A few days ago on Vent, Oberon brought up the old issue concerning Medieval knights on horseback wearing heavy armour and how it negatively effected their performance in battle. I forget the specific arguments made off-hand, although I do know the discussion snowballed into one about Landsknechts and other aspects of Renaissance-era warfare(jenocyde was nerding me).
Anyways.....here's something that should clarify the issue, on the general level at least:
4. Knights in full plate armor were clumsy and slow.

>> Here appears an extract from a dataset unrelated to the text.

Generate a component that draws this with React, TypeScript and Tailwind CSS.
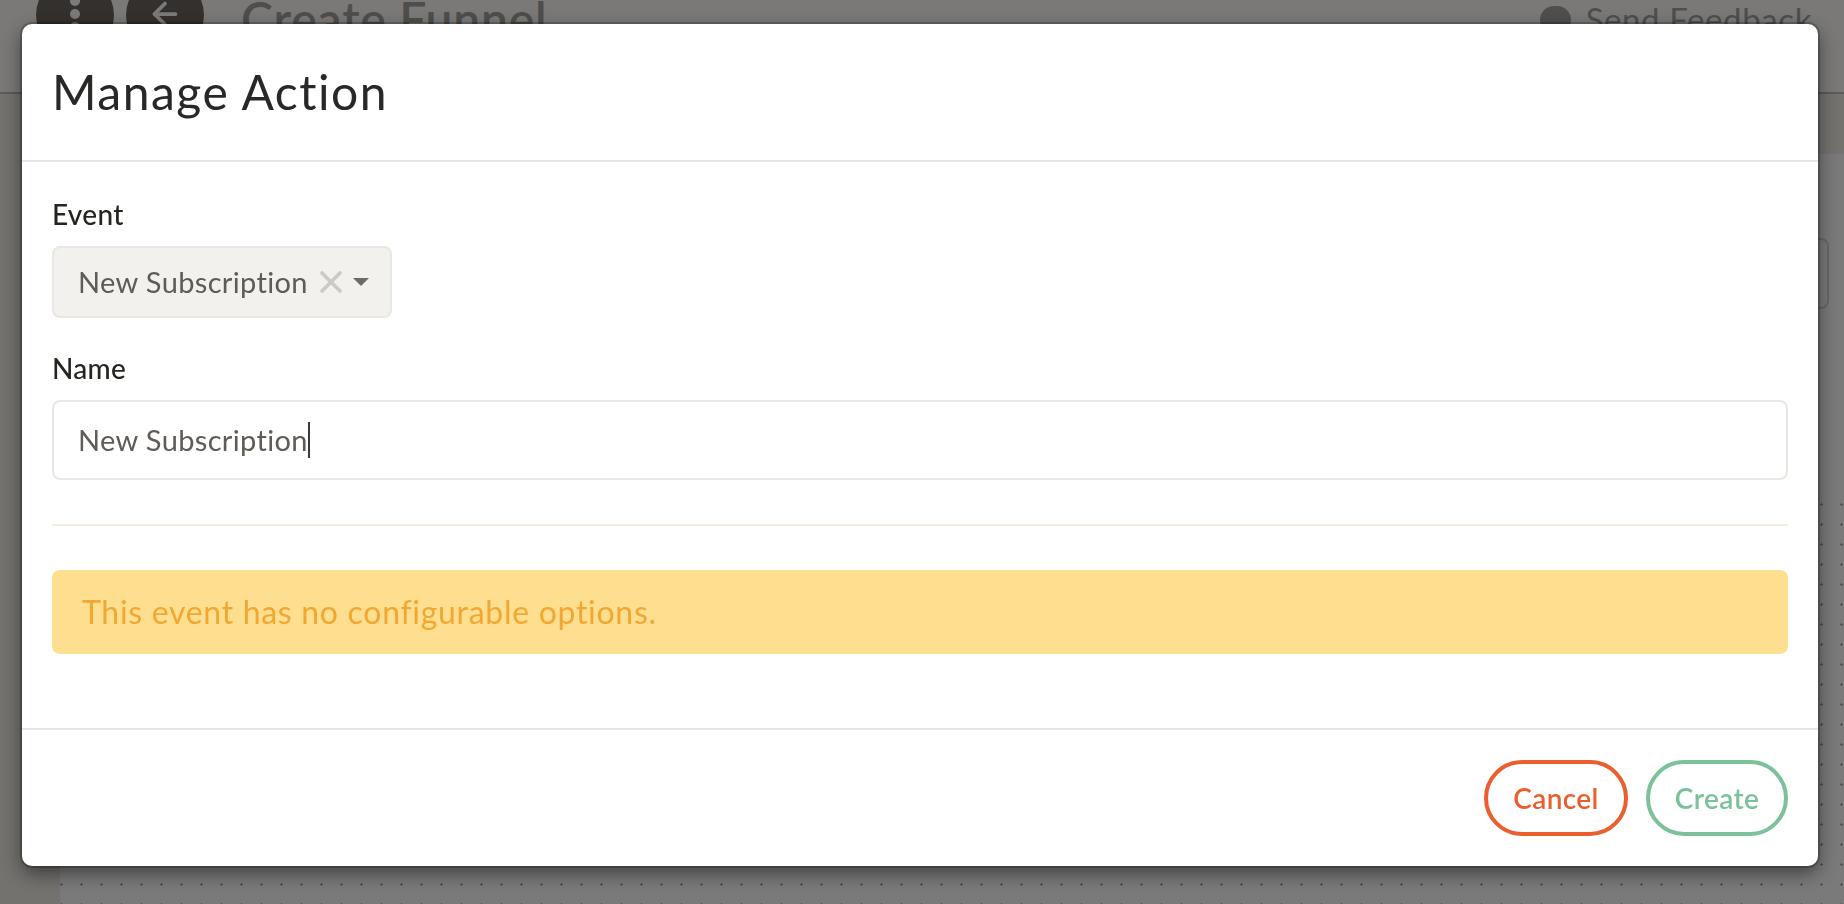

False. The popular belief in untutored knights clumsily swinging crude swords while awkwardly lumbering around in heavy armor is inaccurate and uninformed. Mistaken claims that Medieval armored horsemen had become clanking tanks or that unhorsed a knight was at his foe's mercy have become common even among some medieval historians. A warrior in plate armor was far from being the sluggish lobster so frequently mischaracterized by military writers. While an armored man was not as agile as an unarmored one, plate armor overall was well balanced and ingeniously designed to permit considerable maneuverability and nimbleness. This fact is clearly expressed in the fighting literature on armored combat and born out by modern experiments in both antique armor specimens and historically accurate reproductions. Unlike what has been notoriously misrepresented in popular culture, a well-trained and physically conditioned man fighting in full harness was typically a formidable opponent (and there were many different kinds of armor for foot or mounted combat). But this is not to say that fighting in full plate armor was not tiresome or stifling. Armor restricted breathing and ability to ventilate body heat, as well as limited vision and hearing. If armor did not work well it would not have been around for so long in so many different forms. (For more on this see: "Medieval Armor: Plated Perfection" in Military History, July 2005).